In the changelog update, Wizards stressed that calling the game’s 2014 edition 5e and 2024 5.5e are “clarity labels” that are not indicative of a new edition. Both versions remain fully supported and compatible on D&D Beyond and with each other outside the digital platform. ​​Under the new labeling system, rules content from the original 2014 release of fifth edition will appear as 5e, while the updated 2024 rules will appear as 5.5e when browsing content or building characters on D&D Beyond.

“I really don’t know why, but I find this so funny,” reads one Reddit post reacting to the news. In 24 hours, the post received more than 1,400 upvotes. “They could have called it 5.5 from the jump.”

I have to agree here. Even in my capacity covering Dungeons & Dragons, I’m never sure what to call this update, though I often wind up saying D&D 5e (2024) — which is clunky and unsexy. And, as Wizards acknowledged in the post, a portion of the community had already been using 5.5e anyway. At least now I can, in good conscience, just call it 5.5e, even in the non-digital version of the game.

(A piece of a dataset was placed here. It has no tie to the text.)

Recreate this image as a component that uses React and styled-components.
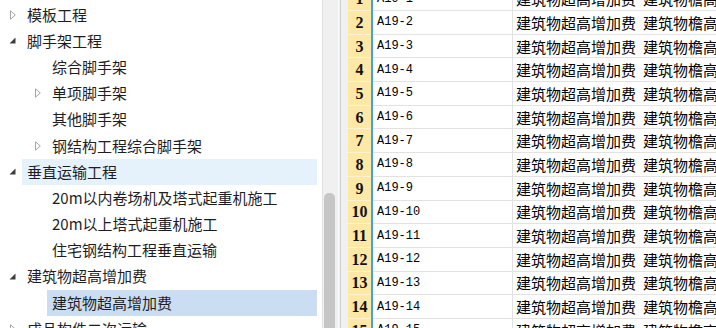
import React from 'react';
import styled, { createGlobalStyle } from 'styled-components';

const GlobalStyle = createGlobalStyle`
  html, body {
    margin: 0;
    padding: 0;
    background: #fff;
    overflow: hidden;
  }
  body {
    font-family: "Noto Sans CJK SC", "Noto Sans", sans-serif;
  }
`;

const treeItems = [
  { level: 0, text: '模板工程', toggle: 'closed' },
  { level: 0, text: '脚手架工程', toggle: 'open' },
  { level: 1, text: '综合脚手架' },
  { level: 1, text: '单项脚手架', toggle: 'closed' },
  { level: 1, text: '其他脚手架' },
  { level: 1, text: '钢结构工程综合脚手架', toggle: 'closed' },
  { level: 0, text: '垂直运输工程', toggle: 'open', hover: true },
  { level: 1, text: '20m以内卷场机及塔式起重机施工' },
  { level: 1, text: '20m以上塔式起重机施工' },
  { level: 1, text: '住宅钢结构工程垂直运输' },
  { level: 0, text: '建筑物超高增加费', toggle: 'open' },
  { level: 1, text: '建筑物超高增加费', selected: true },
  { level: 0, text: '成品构件二次运输', toggle: 'closed' },
];

const rows = Array.from({ length: 15 }, (_, i) => ({
  no: i + 1,
  code: `A19-${i + 1}`,
  name: '建筑物超高增加费',
  extra: '建筑物檐高',
}));

function Toggle({ kind }) {
  if (kind === 'open') {
    return (
      <svg width="7" height="7" viewBox="0 0 7 7">
        <path d="M6.5 0.5 L6.5 6.5 L0.5 6.5 Z" fill="#3c3c3c" />
      </svg>
    );
  }
  if (kind === 'closed') {
    return (
      <svg width="6" height="10" viewBox="0 0 6 10">
        <path d="M0.5 0.8 L5.3 5 L0.5 9.2 Z" fill="none" stroke="#a6a6a6" strokeWidth="1" />
      </svg>
    );
  }
  return null;
}

function App() {
  return (
    <>
      <GlobalStyle />
      <Page>
        <TreePanel>
          {treeItems.map((item, index) => (
            <TreeRow key={index} $level={item.level}>
              <ToggleBox $level={item.level}>
                <Toggle kind={item.toggle} />
              </ToggleBox>
              <Label $hover={item.hover} $selected={item.selected}>
                {item.text}
              </Label>
            </TreeRow>
          ))}
        </TreePanel>
        <ScrollTrack>
          <ScrollThumb />
        </ScrollTrack>
        <Splitter />
        <Grid>
          <GridBody>
            {rows.map((row) => (
              <GridRow key={row.no}>
                <RowNo>{row.no}</RowNo>
                <CodeCell>{row.code}</CodeCell>
                <NameCell>{row.name}</NameCell>
                <ExtraCell>{row.extra}</ExtraCell>
              </GridRow>
            ))}
          </GridBody>
        </Grid>
      </Page>
    </>
  );
}

const Page = styled.div`
  display: flex;
  width: 716px;
  height: 328px;
  overflow: hidden;
  background: #fff;
`;

const TreePanel = styled.div`
  width: 317px;
  padding: 2px 5px 0 0;
  flex-shrink: 0;
  overflow: hidden;
`;

const TreeRow = styled.div`
  display: flex;
  align-items: stretch;
  height: 26.2px;
  padding-left: ${(p) => p.$level * 25}px;
`;

const ToggleBox = styled.div`
  width: 22px;
  flex-shrink: 0;
  display: flex;
  align-items: center;
  justify-content: center;
  padding-left: ${(p) => (p.$level === 0 ? 3 : 4)}px;
  box-sizing: border-box;
  padding-bottom: 1px;
`;

const Label = styled.div`
  flex: 1;
  display: flex;
  align-items: center;
  padding: 0 0 2px 5px;
  font-size: 15px;
  color: #1e1e1e;
  white-space: nowrap;
  background: ${(p) => (p.$selected ? '#cbddf2' : p.$hover ? '#e5f1fb' : 'transparent')};
`;

const ScrollTrack = styled.div`
  width: 15px;
  flex-shrink: 0;
  background: #f0f0f0;
  border-left: 1px solid #e2e2e2;
  position: relative;
`;

const ScrollThumb = styled.div`
  position: absolute;
  left: 1px;
  top: 193px;
  width: 11px;
  height: 160px;
  background: #c6c6c6;
  border-radius: 5px;
`;

const Splitter = styled.div`
  flex-shrink: 0;
  width: 1px;
  background: #f3f3f3;
  border-left: 1px solid #f7f7f7;
  border-right: 1px solid #cfcfcf;
`;

const Grid = styled.div`
  flex: 1;
  overflow: hidden;
  background: #f0f0f0;
  padding-left: 7px;
`;

const GridBody = styled.div`
  margin-top: -12.7px;
  background: #fff;
`;

const GridRow = styled.div`
  display: flex;
  height: 23.7px;
  box-sizing: border-box;
  border-bottom: 1px solid #e2e2e2;
  white-space: nowrap;
`;

const RowNo = styled.div`
  width: 23px;
  flex-shrink: 0;
  background: #fee8a6;
  border-right: 2px solid #41a2dc;
  box-shadow: inset 0 -1px 0 #fff4d2;
  display: flex;
  align-items: center;
  justify-content: center;
  font-family: "Liberation Serif", serif;
  font-weight: bold;
  font-size: 16px;
  color: #111;
  margin-bottom: -1px;
`;

const CodeCell = styled.div`
  width: 135px;
  flex-shrink: 0;
  padding-left: 4px;
  border-right: 1px solid #e2e2e2;
  display: flex;
  align-items: center;
  font-family: "Liberation Mono", monospace;
  font-size: 12px;
  color: #000;
`;

const NameCell = styled.div`
  width: 124px;
  flex-shrink: 0;
  padding-left: 3px;
  display: flex;
  align-items: center;
  font-size: 15px;
  color: #000;
`;

const ExtraCell = styled.div`
  flex: 1;
  padding-left: 3px;
  display: flex;
  align-items: center;
  font-size: 15px;
  color: #000;
  overflow: hidden;
`;

export default App;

All of this is hardly a branding crisis on par with something like whatever has been going on with HBO streaming apps in recent years, but it’s remained a point of confusion since the 2024 rules were released with a new Player’s Handbook in September of that year. A lot of fan speculation about the light rebrand posits that Wizards wanted to move away from its highly lucrative fifth edition as little as possible. Launching a full-on new edition of the game would essentially make a decade’s worth of content obsolete. Particularly when there’s such a strong push to bring users into D&D Beyond, that would have been a huge mistake.

Whether Wizards likes the terminology or not, the canonization of the 5.5e label is now going to be the de facto name for 2024 revision both inside and outside of D&D Beyond.